There were two national trade shows each year, plus smaller regional conferences. For our mammoth company to agree to send a senior (albeit mid-level) manager to the modest Alaska event would be a gift to the organizers of that remote organization. They were delighted to have me on the agenda.

Go figure.

The conference was in February, and coincided with the start of the Iditarod run, an annual dog-sled race of some 70 miles. Anchorage in February… I had to think about that, but only for a moment. It would be an adventure; I could slip in a couple of vacation days; the company expense account removed the obstacles.

My anticipation grew, and I was not disappointed.

The host hotel for the conference was the Hilton, downtown. It was tempting, because of the loyalty points, but I opted for a bed & breakfast 5 miles outside of town in the Chugach National Forest.

My landlady was a delightfully irascible 80-year-old Australian. She kept retired Husky dogs, and one day invited me along to exercise them on a snow-packed forest trail.

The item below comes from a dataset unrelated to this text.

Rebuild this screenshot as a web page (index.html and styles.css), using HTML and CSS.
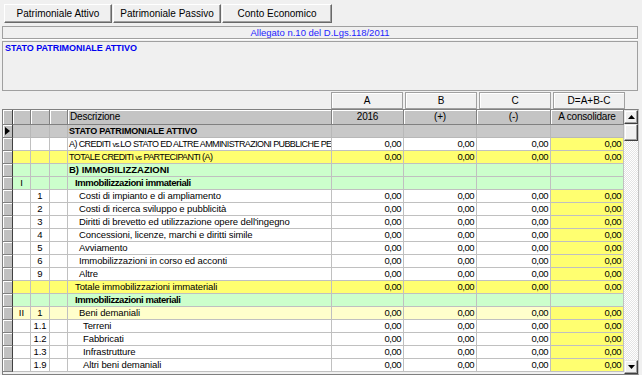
FILE: index.html
```html
<!DOCTYPE html>
<html>
<head>
<meta charset="utf-8">
<link rel="stylesheet" href="styles.css">
</head>
<body>
<div class="win">
  <div class="tabs">
    <button class="btn b1">Patrimoniale Attivo</button>
    <button class="btn b2">Patrimoniale Passivo</button>
    <button class="btn b3">Conto Economico</button>
  </div>
  <div class="caption">Allegato n.10 del D.Lgs.118/2011</div>
  <div class="memo">STATO PATRIMONIALE ATTIVO</div>
  <div class="colheads">
    <div class="ch">A</div>
    <div class="ch">B</div>
    <div class="ch">C</div>
    <div class="ch">D=A+B-C</div>
  </div>
  <div class="gridbox">
    <div class="grid">
      <div class="row head">
        <div class="cell ind"></div><div class="cell"></div><div class="cell"></div><div class="cell"></div>
        <div class="cell desc">Descrizione</div>
        <div class="cell hc">2016</div><div class="cell hc">(+)</div><div class="cell hc">(-)</div><div class="cell hc">A consolidare</div>
      </div>
      <div class="row grey">
        <div class="cell ind"><svg class="cur" width="5" height="8" viewBox="0 0 5 8"><path d="M0 0L5 4L0 8Z" fill="#000"/></svg></div><div class="cell"></div><div class="cell"></div><div class="cell"></div>
        <div class="cell desc l1 stato">STATO PATRIMONIALE ATTIVO</div>
        <div class="cell"></div><div class="cell"></div><div class="cell"></div><div class="cell"></div>
      </div>
      <div class="row white">
        <div class="cell ind"></div><div class="cell"></div><div class="cell"></div><div class="cell"></div>
        <div class="cell desc l1 caps">A) CREDITI <span class="sm">vs.</span>LO STATO ED ALTRE AMMINISTRAZIONI PUBBLICHE PE</div>
        <div class="cell num">0,00</div><div class="cell num">0,00</div><div class="cell num">0,00</div><div class="cell num d">0,00</div>
      </div>
      <div class="row total">
        <div class="cell ind"></div><div class="cell"></div><div class="cell"></div><div class="cell"></div>
        <div class="cell desc l1 caps">TOTALE CREDITI <span class="sm">vs</span> PARTECIPANTI (A)</div>
        <div class="cell num">0,00</div><div class="cell num">0,00</div><div class="cell num">0,00</div><div class="cell num d">0,00</div>
      </div>
      <div class="row green">
        <div class="cell ind"></div><div class="cell"></div><div class="cell"></div><div class="cell"></div>
        <div class="cell desc l1 bold">B) IMMOBILIZZAZIONI</div>
        <div class="cell"></div><div class="cell"></div><div class="cell"></div><div class="cell"></div>
      </div>
      <div class="row green">
        <div class="cell ind"></div><div class="cell ctr">I</div><div class="cell"></div><div class="cell"></div>
        <div class="cell desc l2 bold lc">Immobilizzazioni immateriali</div>
        <div class="cell"></div><div class="cell"></div><div class="cell"></div><div class="cell"></div>
      </div>
      <div class="row white">
        <div class="cell ind"></div><div class="cell"></div><div class="cell ctr">1</div><div class="cell"></div>
        <div class="cell desc l3">Costi di impianto e di ampliamento</div>
        <div class="cell num">0,00</div><div class="cell num">0,00</div><div class="cell num">0,00</div><div class="cell num d">0,00</div>
      </div>
      <div class="row white">
        <div class="cell ind"></div><div class="cell"></div><div class="cell ctr">2</div><div class="cell"></div>
        <div class="cell desc l3">Costi di ricerca sviluppo e pubblicità</div>
        <div class="cell num">0,00</div><div class="cell num">0,00</div><div class="cell num">0,00</div><div class="cell num d">0,00</div>
      </div>
      <div class="row white">
        <div class="cell ind"></div><div class="cell"></div><div class="cell ctr">3</div><div class="cell"></div>
        <div class="cell desc l3">Diritti di brevetto ed utilizzazione opere dell'ingegno</div>
        <div class="cell num">0,00</div><div class="cell num">0,00</div><div class="cell num">0,00</div><div class="cell num d">0,00</div>
      </div>
      <div class="row white">
        <div class="cell ind"></div><div class="cell"></div><div class="cell ctr">4</div><div class="cell"></div>
        <div class="cell desc l3">Concessioni, licenze, marchi e diritti simile</div>
        <div class="cell num">0,00</div><div class="cell num">0,00</div><div class="cell num">0,00</div><div class="cell num d">0,00</div>
      </div>
      <div class="row white">
        <div class="cell ind"></div><div class="cell"></div><div class="cell ctr">5</div><div class="cell"></div>
        <div class="cell desc l3">Avviamento</div>
        <div class="cell num">0,00</div><div class="cell num">0,00</div><div class="cell num">0,00</div><div class="cell num d">0,00</div>
      </div>
      <div class="row white">
        <div class="cell ind"></div><div class="cell"></div><div class="cell ctr">6</div><div class="cell"></div>
        <div class="cell desc l3">Immobilizzazioni in corso ed acconti</div>
        <div class="cell num">0,00</div><div class="cell num">0,00</div><div class="cell num">0,00</div><div class="cell num d">0,00</div>
      </div>
      <div class="row white">
        <div class="cell ind"></div><div class="cell"></div><div class="cell ctr">9</div><div class="cell"></div>
        <div class="cell desc l3">Altre</div>
        <div class="cell num">0,00</div><div class="cell num">0,00</div><div class="cell num">0,00</div><div class="cell num d">0,00</div>
      </div>
      <div class="row total">
        <div class="cell ind"></div><div class="cell"></div><div class="cell"></div><div class="cell"></div>
        <div class="cell desc l2">Totale immobilizzazioni immateriali</div>
        <div class="cell num">0,00</div><div class="cell num">0,00</div><div class="cell num">0,00</div><div class="cell num d">0,00</div>
      </div>
      <div class="row green">
        <div class="cell ind"></div><div class="cell"></div><div class="cell"></div><div class="cell"></div>
        <div class="cell desc l2 bold lc">Immobilizzazioni materiali</div>
        <div class="cell"></div><div class="cell"></div><div class="cell"></div><div class="cell"></div>
      </div>
      <div class="row light">
        <div class="cell ind"></div><div class="cell ctr">II</div><div class="cell ctr">1</div><div class="cell"></div>
        <div class="cell desc l3">Beni demaniali</div>
        <div class="cell num">0,00</div><div class="cell num">0,00</div><div class="cell num">0,00</div><div class="cell num d">0,00</div>
      </div>
      <div class="row white">
        <div class="cell ind"></div><div class="cell"></div><div class="cell ctr">1.1</div><div class="cell"></div>
        <div class="cell desc l4">Terreni</div>
        <div class="cell num">0,00</div><div class="cell num">0,00</div><div class="cell num">0,00</div><div class="cell num d">0,00</div>
      </div>
      <div class="row white">
        <div class="cell ind"></div><div class="cell"></div><div class="cell ctr">1.2</div><div class="cell"></div>
        <div class="cell desc l4">Fabbricati</div>
        <div class="cell num">0,00</div><div class="cell num">0,00</div><div class="cell num">0,00</div><div class="cell num d">0,00</div>
      </div>
      <div class="row white">
        <div class="cell ind"></div><div class="cell"></div><div class="cell ctr">1.3</div><div class="cell"></div>
        <div class="cell desc l4">Infrastrutture</div>
        <div class="cell num">0,00</div><div class="cell num">0,00</div><div class="cell num">0,00</div><div class="cell num d">0,00</div>
      </div>
      <div class="row white">
        <div class="cell ind"></div><div class="cell"></div><div class="cell ctr">1.9</div><div class="cell"></div>
        <div class="cell desc l4">Altri beni demaniali</div>
        <div class="cell num">0,00</div><div class="cell num">0,00</div><div class="cell num">0,00</div><div class="cell num d">0,00</div>
      </div>
    </div>
    <div class="vscroll">
      <div class="sbtn"><svg width="7" height="4" viewBox="0 0 7 4"><path d="M3.5 0L7 4H0Z" fill="#000"/></svg></div>
      <div class="thumb"></div>
      <div class="track"></div>
      <div class="sbtn"><svg width="7" height="4" viewBox="0 0 7 4"><path d="M0 0H7L3.5 4Z" fill="#000"/></svg></div>
    </div>
  </div>
</div>
</body>
</html>
```

FILE: styles.css
```css
html, body {
  margin: 0;
  padding: 0;
}
body {
  background: #f0f0f0;
  font-family: "Liberation Sans", Arial, sans-serif;
  width: 642px;
  height: 375px;
  overflow: hidden;
  color: #000;
}
.win {
  padding: 4px 0 0 2px;
  width: 637px;
}
.tabs {
  display: flex;
  gap: 1px;
  margin-left: 2px;
  height: 19px;
}
.btn {
  box-sizing: border-box;
  height: 19px;
  width: 108px;
  padding: 0;
  margin: 0;
  font: 10px "Liberation Sans", Arial, sans-serif;
  color: #000;
  background: #f0f0f0;
  border: 1px solid;
  border-color: #fff #696969 #696969 #fff;
  box-shadow: inset -1px -1px #a0a0a0;
}
.b3 { width: 110px; }
.caption {
  box-sizing: border-box;
  margin-top: 3px;
  width: 636px;
  height: 13px;
  border: 1px solid #a0a0a0;
  box-shadow: 0 1px #fff;
  color: #2424ff;
  font-size: 9.5px;
  line-height: 11px;
  text-align: center;
}
.memo {
  box-sizing: border-box;
  margin-top: 2px;
  width: 636px;
  height: 50px;
  border: 1px solid #a0a0a0;
  padding: 1px 2px;
  color: #0000f0;
  font-weight: bold;
  font-size: 9px;
  letter-spacing: -0.05px;
  line-height: 11px;
}
.colheads {
  display: flex;
  gap: 2px;
  margin-top: 1px;
  padding-left: 329px;
  height: 17px;
}
.ch {
  box-sizing: border-box;
  width: 72px;
  height: 17px;
  border: 1px solid #a0a0a0;
  box-shadow: inset 1px 1px #fff;
  font-size: 10px;
  line-height: 15px;
  text-align: center;
}
.gridbox {
  box-sizing: border-box;
  display: flex;
  width: 637px;
  height: 266px;
  border: 1px solid #808080;
  border-right-color: #c0c0c0;
  background: #f0f0f0;
}
.grid {
  flex: 1;
  overflow: hidden;
}
.row {
  display: grid;
  grid-template-columns: 10px 18px 19px 18px 264px 72px 73px 74px 73px;
  height: 13px;
  font-family: "Liberation Sans Narrow", "Liberation Sans", Arial, sans-serif;
  font-size: 9.5px;
}
.cell {
  box-sizing: border-box;
  border-right: 1px solid #c0c0c0;
  border-bottom: 1px solid #c0c0c0;
  overflow: hidden;
  white-space: nowrap;
  text-overflow: clip;
  line-height: 12px;
}
.desc { letter-spacing: -0.1px; }
.ind {
  background: #c0c0c0;
  border-right: 1px solid #404040;
  border-bottom: 1px solid #808080;
  box-shadow: inset 1px 1px #fff;
  display: flex;
  align-items: center;
  padding-left: 2px;
}
.row.head {
  height: 15px;
  font-family: "Liberation Sans", Arial, sans-serif;
  font-size: 10px;
}
.head .cell {
  background: #c4c4c4;
  border-right: 1px solid #808080;
  border-bottom: 1px solid #808080;
  box-shadow: inset 1px 1px #fff;
  line-height: 14px;
  letter-spacing: -0.2px;
}
.head .desc { padding-left: 2px; }
.hc { text-align: center; }
.grey .cell { background: #c8c8c8; border-color: #b8b8b8; }
.white .cell { background: #fff; }
.total .cell { background: #ffff70; }
.green .cell { background: #ccffcc; }
.light .cell { background: #ffffcc; }
.row .cell.ind { background: #c0c0c0; border-right-color: #404040; border-bottom-color: #808080; }
.row .cell.d { background: #ffff70; }
.green .cell.d, .grey .cell.d { background: inherit; }
.num {
  text-align: right;
  padding-right: 2px;
  letter-spacing: -0.5px;
}
.ctr { text-align: center; }
.l1 { padding-left: 1px; }
.l2 { padding-left: 7px; }
.l3 { padding-left: 11px; }
.l4 { padding-left: 15px; }
.bold { font-weight: bold; letter-spacing: 0; }
.bold.lc { letter-spacing: -0.45px; }
.caps { font-size: 9px; letter-spacing: -0.6px; }
.stato {
  font-family: "Liberation Sans", Arial, sans-serif;
  font-weight: bold;
  font-size: 9px;
  letter-spacing: -0.2px;
}
.sm { font-size: 7.5px; }
.vscroll {
  width: 14px;
  display: flex;
  flex-direction: column;
}
.sbtn, .thumb {
  box-sizing: border-box;
  height: 14px;
  background: #f0f0f0;
  border: 1px solid;
  border-color: #e8e8e8 #404040 #404040 #e8e8e8;
  box-shadow: inset -1px -1px #a0a0a0, inset 1px 1px #fff;
  display: flex;
  align-items: center;
  justify-content: center;
}
.thumb { height: 17px; }
.track {
  flex: 1;
  background: repeating-conic-gradient(#ffffff 0 25%, #e4e4e4 0 50%) 0 0 / 2px 2px;
}
```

You don’t get much of that in Kansas.

As was my usual travel routine, I flew in two days before my presentation. A million-mile-flyer on American Airlines, I had enough experience to know the frequency of delayed flights. In those days, it was about a 1-in-10 chance of delay or re-routing: Aircraft maintenance, weather at origin or destination, crews tardy from flights arriving late.

Most of my professional work was on a laptop, which could be done from almost any location. Meetings were by audio conference bridge. It still left plenty of time for sight-seeing.

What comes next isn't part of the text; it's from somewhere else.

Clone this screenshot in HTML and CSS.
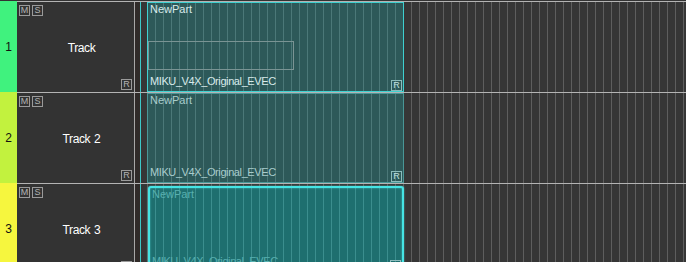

Business before pleasure. Sometimes.

I spoke to the workshop audience. It was small, but included several subject matter experts who were trying to duplicate new technologies my organization had pioneered in our Texas market. Contacts were made, business cards traded, ideas exchanged: The usual fare for such meetings, and was, I believe, profitable for them.

As for me, I was on my way out of the business. Still engaged, but with a different perspective. I graced them with my wisdom. (Sure I did…)

With one of my new buddies I witnessed the start of the Iditarod, which was the attraction for having the conference at this time of year. The race is a commemoration of the historic Anchorage-to-Nome dogsled freight route. A hundred years ago, a portion of this route was followed in the famous 1925 Serum Run, successfully — and incredibly — delivering diptheria serum to a thousand isolated residents; 674 miles in 5-1/2 days.

www.iditarod.com

After the conference, that left an entire day free for sightseeing before my flight home. With my rented Toyota 4-Runner, I decided to explore the Kenai Peninsula.

Road trip!

Scaring up a hard-copy map (there was only spotty cell service on the peninsula) I drove south from Anchorage and up into the Chugach Mountains. It was a gorgeous drive along the coast.

And then we climbed into the mountains. And then into the clouds. Rain pelted the windshield of the Toyota and the highway became slick. The temperature plummeted.

No problem. I’m a farm kid.

Wikipedia. I suppose the Chugach range may look like this without the blizzard. But I couldn’t say.

We gained altitude somewhere along the highway. I would like to say where, but at a certain point the snow began, the wind whipped up, and I refused to take my hands from the steering wheel or my eyes from the road.

Mercy sakes. This was beginning to look a lot like a blizzard.

I could see the guardrails on the sides of the road, shiny steel gleaming dimly through the snow, so I knew we were high up… someplace. I slowed, conscious of being struck from behind by a less-alert driver. Then it occurred to me that I had seen no traffic for some time.

I was alone on the road. My palms began to sweat.

That was when the wind shrieked across the roadway and moved the Toyota sideways. I came to a full stop.

Wind roaring. Eyes wide. Heart pounding.

Out of the white darkness there appeared a wide spot in the highway before me, broad shoulders of gravel on either side. I cautiously maneuvered the car off the pavement. Below the howling fury of the wind I sensed, more than heard, the crunch of gravel under the tires.

Death waits in the ice

Unbidden, the sudden thought came to me: You read news stories about people like me all the time. “Tourist dies in Alaskan blizzard; frozen body preserved, found by springtime hikers.”

What was he thinking!

Then…

Turn around now! Get thyself off this god-forsaken mountain! Thou hast no business out here!

With a quick glance at the snow-crusted outside mirror I wrestled a clumsy U-turn across the highway and pointed back the way I had come. The visibility was no better; the winds remained fierce, screaming across the car. But the snow was now flying left-to-right, and with every slow yard the Toyota and I descended.

In half an hour we were back in mere drizzle, and then, incredibly, sunshine along the coast road.

I made my way back to the B&B, said good evening to my Aussie hostess, and packed up for the next morning’s flight back to Kansas, where there were flat wheatfields and dusty roads.

* * * * *

Theological contemplations

“The wise man sees the evil coming, and hides himself from it,” says the Proverb. “The simpleton from the lower-48 presses on, and is found months later in a desolate, high ravine, frozen solid.”

That is not exactly how the passage goes, but it seems an appropriate transliteration for this story.

* * * * *

Now that I have solidly entered the fourth quarter of my time on this intriguing planet, my perspective has undergone a metamorphosis. I find I am not nearly so concerned with chasing career success energetically as I am with constructing durable memories effectively.

I have been contemplating the nature of legacy through storytelling. To that end, I spend long moments asking myself: What are the big lessons of your life? What are the takeaways? And importantly, what events in your life can be used to communicate important things in a poignant and lasting way?

Will those who follow me benefit from such tales? Or even care?

I do not know. But of course, that would be up to them, not me.